I know that Fulltone has now discontinued the building of these pedals and for good reason....they sound terrible! It sounds like a bad Boss pedal trying to be something its not. It won't sound like a tube screamer and it won't sound like the OCD. The OCD might be one of the best overdrive pedals ever created. The Distortion Pro is one of Fulltone's blunders.
I wouldn't recommend this pedal to anyone. It sound flat thin and up pleasant. Try the OCD and see what your missing if you own this pedal already.
Made in SoCal, 1/4 inch in and output jacks, The two main controls are for Volume and Distortion. Below these two knobs are four smaller controls for Resonance, Voicing, Highs, and Saturation.
The Resonance control shapes the bottom end, the Voicing is a midrange control, Actually a midrange control that is distortion level dependent. Highs will boost or cut the treble. And Saturation is what lets you dial in the amount of how much you want the pedal to act like a sagging tube amp.
True bypass as all Fulltone pedals.
The owners manual is well laid out with plenty of good sounding sample settings to get you up and running quickly.
I have used this with various amps such a THD Flexi 50, 70s Marshalls, 60s Fender Bassman, and it does shine with clean amps turning it into a great overdrive sound. Actually one of my favorite moments with this pedal was plugging a Vigieer Shawn lane model into this into a THD Flexi 50 when recording a Robben Ford cover and getting a very convincing Robben Ford style Dumble overdrive tone.

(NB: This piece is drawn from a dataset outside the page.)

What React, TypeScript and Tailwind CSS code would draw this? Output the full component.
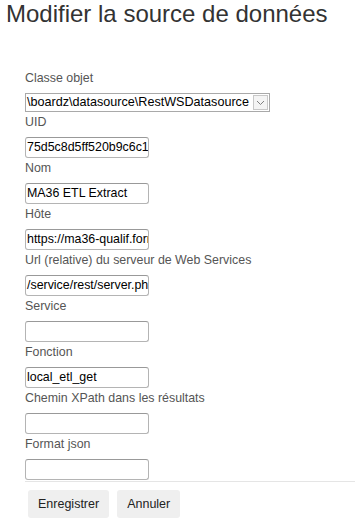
import React from "react";

const fields: { label: string; value: string }[] = [
  { label: "UID", value: "75d5c8d5ff520b9c6c1" },
  { label: "Nom", value: "MA36 ETL Extract" },
  { label: "Hôte", value: "https://ma36-qualif.forma" },
  { label: "Url (relative) du serveur de Web Services", value: "/service/rest/server.php" },
  { label: "Service", value: "" },
  { label: "Fonction", value: "local_etl_get" },
  { label: "Chemin XPath dans les résultats", value: "" },
  { label: "Format json", value: "" },
];

export default function App() {
  return (
    <div
      className="w-[355px] h-[520px] overflow-hidden bg-white"
      style={{ fontFamily: '"Liberation Sans", Arial, sans-serif' }}
    >
      <h1 className="pl-[6px] text-[24px] leading-[28px] text-[#333333] font-normal whitespace-nowrap">
        Modifier la source de données
      </h1>
      <div className="mt-[40px] pl-[25px]">
        <div className="h-[20px] mb-[5px] text-[12.4px] leading-[20px] text-[#555555]">Classe objet</div>
        <div className="flex items-center w-[245px] h-[19px] border border-[#a9a9a9] bg-white">
          <div className="flex-1 pl-[1px] text-[12.6px] leading-[17px] text-black whitespace-nowrap overflow-hidden">
            \boardz\datasource\RestWSDatasource
          </div>
          <div className="w-[15px] h-[15px] mr-[1px] border border-[#c8c8c8] bg-[#f4f4f4] flex items-center justify-center">
            <svg width="9" height="6" viewBox="0 0 9 6">
              <path d="M1 1 L4.5 4.5 L8 1" fill="none" stroke="#808080" strokeWidth="1" />
            </svg>
          </div>
        </div>
        {fields.map((f) => (
          <div key={f.label}>
            <div className="h-[20px] mb-[5px] text-[12.4px] leading-[20px] text-[#555555] whitespace-nowrap">
              {f.label}
            </div>
            <div className="w-[124px] h-[21px] border border-[#b4b4b4] border-t-[#999999] rounded-[3px] bg-white overflow-hidden">
              <div className="pl-[1px] text-[12.4px] leading-[19px] text-black whitespace-nowrap overflow-hidden">
                {f.value}
              </div>
            </div>
          </div>
        ))}
        <div className="mt-[1px] h-[1px] bg-[#e5e5e5]" />
        <div className="flex gap-[8px] pl-[3px] mt-[8px]">
          <div className="h-[28px] px-[10px] rounded-[3px] bg-[#efefef] text-[12.5px] leading-[28px] text-[#222222]">
            Enregistrer
          </div>
          <div className="h-[28px] px-[10px] rounded-[3px] bg-[#efefef] text-[12.5px] leading-[28px] text-[#222222]">
            Annuler
          </div>
        </div>
      </div>
    </div>
  );
}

And funnily enough the pedal sounds equal at home with humbuckers and single coils, as well as with loud amps with band usage as well as practice amps at home. A big surprise that was. Actually I think this is one of the few pedals I’ve used that can have you use Strat into a clean amp and end up with a harmonicly rich, still dynamic sound.
I have used this pedal for many years with loud clean amps, I know of guys that aren’t too fond of it. However most of them tend to use it with amps with gobs of pre-amp gain. I can see how all that cascaded gain would make for a fuzzed out mess. The only other pedal that turns a clean amp into a high gainer is the Emma Reezafratzitz RF-1.